■ YOUR GOAL ■
Select the lines of the records containing the word "index" and list them.

+--

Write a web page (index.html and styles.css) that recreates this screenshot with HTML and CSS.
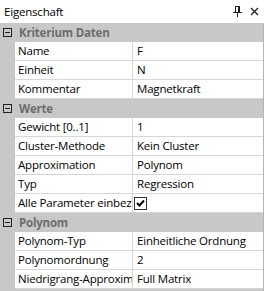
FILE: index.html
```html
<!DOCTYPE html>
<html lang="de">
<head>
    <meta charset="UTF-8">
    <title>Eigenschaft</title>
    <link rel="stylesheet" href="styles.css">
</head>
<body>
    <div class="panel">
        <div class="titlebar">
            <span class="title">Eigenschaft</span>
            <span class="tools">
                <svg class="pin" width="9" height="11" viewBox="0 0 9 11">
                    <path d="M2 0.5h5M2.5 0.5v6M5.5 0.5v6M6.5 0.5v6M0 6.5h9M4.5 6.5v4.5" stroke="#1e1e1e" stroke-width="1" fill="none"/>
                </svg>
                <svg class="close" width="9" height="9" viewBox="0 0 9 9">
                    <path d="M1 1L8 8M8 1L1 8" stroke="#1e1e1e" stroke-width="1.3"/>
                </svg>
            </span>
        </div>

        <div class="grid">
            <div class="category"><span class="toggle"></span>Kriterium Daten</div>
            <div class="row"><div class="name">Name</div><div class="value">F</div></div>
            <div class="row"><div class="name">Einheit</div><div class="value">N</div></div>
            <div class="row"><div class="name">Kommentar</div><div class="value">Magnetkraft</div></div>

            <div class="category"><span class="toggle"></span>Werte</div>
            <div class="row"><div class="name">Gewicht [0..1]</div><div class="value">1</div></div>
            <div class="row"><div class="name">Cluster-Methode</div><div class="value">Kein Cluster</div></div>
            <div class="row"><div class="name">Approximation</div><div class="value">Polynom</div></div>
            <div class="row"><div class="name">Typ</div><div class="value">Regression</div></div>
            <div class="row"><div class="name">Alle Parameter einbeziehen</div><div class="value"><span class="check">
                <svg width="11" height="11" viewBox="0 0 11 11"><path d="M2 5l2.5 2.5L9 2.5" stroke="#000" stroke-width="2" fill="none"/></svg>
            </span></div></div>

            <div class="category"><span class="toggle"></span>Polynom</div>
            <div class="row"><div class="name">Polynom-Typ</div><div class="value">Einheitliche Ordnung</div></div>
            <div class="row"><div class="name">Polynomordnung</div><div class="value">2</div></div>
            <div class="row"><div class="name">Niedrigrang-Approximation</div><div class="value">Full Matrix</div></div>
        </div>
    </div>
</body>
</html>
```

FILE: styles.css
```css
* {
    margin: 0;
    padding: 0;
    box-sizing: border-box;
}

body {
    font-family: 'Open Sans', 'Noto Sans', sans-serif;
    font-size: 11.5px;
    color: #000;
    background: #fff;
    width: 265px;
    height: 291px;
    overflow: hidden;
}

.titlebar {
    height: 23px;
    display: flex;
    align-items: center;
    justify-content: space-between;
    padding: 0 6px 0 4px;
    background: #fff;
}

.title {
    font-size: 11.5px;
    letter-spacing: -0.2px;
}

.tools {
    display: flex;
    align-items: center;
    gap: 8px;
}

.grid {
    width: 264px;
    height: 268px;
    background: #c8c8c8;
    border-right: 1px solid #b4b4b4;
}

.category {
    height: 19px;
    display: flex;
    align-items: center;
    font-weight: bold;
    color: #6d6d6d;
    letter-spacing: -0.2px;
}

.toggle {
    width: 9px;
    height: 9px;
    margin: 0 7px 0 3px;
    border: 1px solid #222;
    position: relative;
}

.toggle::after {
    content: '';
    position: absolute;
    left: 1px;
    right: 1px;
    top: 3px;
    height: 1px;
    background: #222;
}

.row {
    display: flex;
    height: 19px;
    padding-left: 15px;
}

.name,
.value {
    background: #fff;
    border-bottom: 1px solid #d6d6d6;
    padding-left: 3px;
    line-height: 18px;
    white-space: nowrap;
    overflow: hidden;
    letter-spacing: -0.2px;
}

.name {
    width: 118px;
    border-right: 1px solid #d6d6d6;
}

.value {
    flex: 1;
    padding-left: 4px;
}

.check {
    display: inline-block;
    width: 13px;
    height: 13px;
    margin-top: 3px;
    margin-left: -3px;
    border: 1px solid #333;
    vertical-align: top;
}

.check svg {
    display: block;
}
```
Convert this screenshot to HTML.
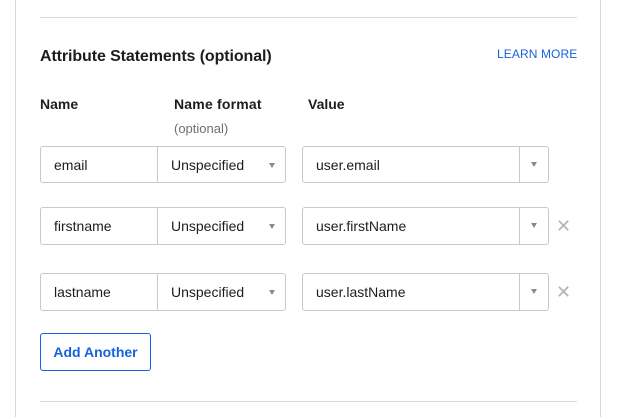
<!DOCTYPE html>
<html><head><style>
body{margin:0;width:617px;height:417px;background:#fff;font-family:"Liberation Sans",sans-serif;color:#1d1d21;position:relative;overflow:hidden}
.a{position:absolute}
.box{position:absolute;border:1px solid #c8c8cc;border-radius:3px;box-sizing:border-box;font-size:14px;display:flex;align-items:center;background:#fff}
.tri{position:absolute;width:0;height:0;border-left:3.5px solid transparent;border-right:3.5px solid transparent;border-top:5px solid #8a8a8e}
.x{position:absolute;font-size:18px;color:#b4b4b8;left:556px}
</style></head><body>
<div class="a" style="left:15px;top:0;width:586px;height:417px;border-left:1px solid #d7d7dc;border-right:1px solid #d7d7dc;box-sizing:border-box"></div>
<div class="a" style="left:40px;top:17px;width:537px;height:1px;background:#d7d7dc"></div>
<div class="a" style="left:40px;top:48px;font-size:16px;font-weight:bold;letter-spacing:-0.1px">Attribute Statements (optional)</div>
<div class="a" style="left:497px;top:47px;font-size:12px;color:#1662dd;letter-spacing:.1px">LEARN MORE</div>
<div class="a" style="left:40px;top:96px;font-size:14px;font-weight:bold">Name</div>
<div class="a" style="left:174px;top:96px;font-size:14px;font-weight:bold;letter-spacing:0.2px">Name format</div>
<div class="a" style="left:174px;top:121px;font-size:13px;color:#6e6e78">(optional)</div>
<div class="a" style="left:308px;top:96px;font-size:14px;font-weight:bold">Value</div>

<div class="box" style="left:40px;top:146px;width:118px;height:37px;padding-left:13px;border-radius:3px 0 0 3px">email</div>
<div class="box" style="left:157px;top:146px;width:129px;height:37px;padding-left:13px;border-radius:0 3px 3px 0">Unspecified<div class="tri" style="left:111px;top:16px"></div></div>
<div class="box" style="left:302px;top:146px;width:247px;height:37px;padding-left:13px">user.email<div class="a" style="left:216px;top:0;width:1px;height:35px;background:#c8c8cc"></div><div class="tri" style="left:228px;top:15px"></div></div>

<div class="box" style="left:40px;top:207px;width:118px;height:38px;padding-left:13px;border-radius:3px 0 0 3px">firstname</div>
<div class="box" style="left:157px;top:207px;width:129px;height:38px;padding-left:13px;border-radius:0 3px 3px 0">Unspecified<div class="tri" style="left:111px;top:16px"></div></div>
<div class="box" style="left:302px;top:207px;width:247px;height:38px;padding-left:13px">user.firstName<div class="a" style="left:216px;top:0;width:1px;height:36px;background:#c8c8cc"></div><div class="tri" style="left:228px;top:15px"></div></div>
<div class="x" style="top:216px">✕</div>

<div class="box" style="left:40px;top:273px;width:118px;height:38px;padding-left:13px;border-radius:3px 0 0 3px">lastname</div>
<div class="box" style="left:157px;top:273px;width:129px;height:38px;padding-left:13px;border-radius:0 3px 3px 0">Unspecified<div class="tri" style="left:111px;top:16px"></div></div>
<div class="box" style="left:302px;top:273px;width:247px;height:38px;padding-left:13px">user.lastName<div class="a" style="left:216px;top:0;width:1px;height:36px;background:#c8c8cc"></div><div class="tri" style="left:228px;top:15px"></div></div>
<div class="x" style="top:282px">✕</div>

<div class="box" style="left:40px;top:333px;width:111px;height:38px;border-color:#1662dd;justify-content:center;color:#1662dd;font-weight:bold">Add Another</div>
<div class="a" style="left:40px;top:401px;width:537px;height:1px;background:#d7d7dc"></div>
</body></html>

+--

■ FULL RESPONSE ■
Write a web page (index.html and styles.css) that recreates this screenshot with HTML and CSS.
FILE: index.html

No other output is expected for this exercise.